After you have made your final selections, click START EXECUTION button at the very bottom

Post-execution, it’s essential to validate that the transformations have produced the expected results. Therefore, ensure the new tables / views have been created in BigQueryand check the newly created tables or views in BigQuery for correctness and consistency.

Bear in mind, by default, Dataform will re-create a table / view from scratch on each run, unless incremental tables have been set-up. Incremental tables simply update the table with fresh data. But as i mentioned before Incremental this is a bit advanced topic for later, ref: https://cloud.google.com/dataform/docs/incremental-tables

2.6 Completion and Commit

Once you’re satisfied with the transformations, it’s time to finalize your work. This includes committing your changes to the repository and pushing them to the remote version control system

On the main dashboard (repository → workspace , locate the COMMIT 1 CHANGES link (this could be 2 changes, 3 changes etc. depending how many changes you did since last commit)

Click this link and you will be presented with this screen:.

This shows you all the files that have changed since last commit and what changes you have done.

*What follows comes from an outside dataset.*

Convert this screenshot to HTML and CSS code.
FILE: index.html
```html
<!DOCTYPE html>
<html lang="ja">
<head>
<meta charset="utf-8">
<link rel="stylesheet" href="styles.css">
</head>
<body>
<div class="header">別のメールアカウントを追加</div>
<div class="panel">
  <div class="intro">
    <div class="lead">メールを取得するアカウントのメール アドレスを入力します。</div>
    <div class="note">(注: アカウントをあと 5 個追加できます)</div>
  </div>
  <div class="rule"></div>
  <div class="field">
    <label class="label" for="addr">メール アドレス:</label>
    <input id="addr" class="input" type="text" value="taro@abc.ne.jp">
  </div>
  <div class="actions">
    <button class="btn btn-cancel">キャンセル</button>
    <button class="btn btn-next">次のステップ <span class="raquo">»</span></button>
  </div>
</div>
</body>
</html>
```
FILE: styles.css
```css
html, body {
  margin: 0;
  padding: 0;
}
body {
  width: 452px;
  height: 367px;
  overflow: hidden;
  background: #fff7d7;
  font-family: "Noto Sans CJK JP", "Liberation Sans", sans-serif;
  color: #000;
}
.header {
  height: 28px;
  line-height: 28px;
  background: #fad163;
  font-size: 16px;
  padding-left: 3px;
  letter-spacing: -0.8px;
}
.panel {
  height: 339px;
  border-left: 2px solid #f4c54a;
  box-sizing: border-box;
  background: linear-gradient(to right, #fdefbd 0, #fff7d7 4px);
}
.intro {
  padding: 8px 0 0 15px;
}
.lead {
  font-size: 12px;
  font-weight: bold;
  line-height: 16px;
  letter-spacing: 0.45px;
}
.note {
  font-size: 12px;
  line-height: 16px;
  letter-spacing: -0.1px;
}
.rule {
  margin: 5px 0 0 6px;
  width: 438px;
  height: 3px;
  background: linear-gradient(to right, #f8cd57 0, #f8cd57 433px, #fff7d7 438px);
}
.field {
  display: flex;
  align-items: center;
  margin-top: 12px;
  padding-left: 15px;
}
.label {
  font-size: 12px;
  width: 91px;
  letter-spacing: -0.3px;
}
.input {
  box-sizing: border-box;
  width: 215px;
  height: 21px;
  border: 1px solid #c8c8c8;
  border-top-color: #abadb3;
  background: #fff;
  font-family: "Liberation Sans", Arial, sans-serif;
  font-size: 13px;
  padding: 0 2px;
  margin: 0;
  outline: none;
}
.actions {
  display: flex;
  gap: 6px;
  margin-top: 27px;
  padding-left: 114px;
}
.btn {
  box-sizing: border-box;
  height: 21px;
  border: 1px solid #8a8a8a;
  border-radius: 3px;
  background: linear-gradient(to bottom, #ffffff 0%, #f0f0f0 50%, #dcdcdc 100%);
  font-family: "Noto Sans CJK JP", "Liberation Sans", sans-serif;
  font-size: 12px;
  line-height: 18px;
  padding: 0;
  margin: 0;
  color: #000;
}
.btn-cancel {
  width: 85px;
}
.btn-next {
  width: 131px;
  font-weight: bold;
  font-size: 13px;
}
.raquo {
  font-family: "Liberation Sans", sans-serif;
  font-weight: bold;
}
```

Write your commit message and click COMMIT 1 FILE at the very bottom (this could be 2 files, 3 files etc. depending how many files you changed since last commit).

Once all is committed, click PUSH TO DEFAULT BRANCH, and your workspace will now be up to date with new changes

3. Conclusion

This step-by-step guide to setting up and implementing Dataform should provide a clear roadmap for getting started with data transformations in Google Cloud. By following these structured steps, you can efficiently build, manage, and scale your data pipelines. There are few advanced topics we could not cover – “remote git repo”, “setting up incremental tables”, “automatic execution (or scheduled executions / runs) ” – which will be needed before you fully operationalize in a production environment, but we hope to cover those topics in future.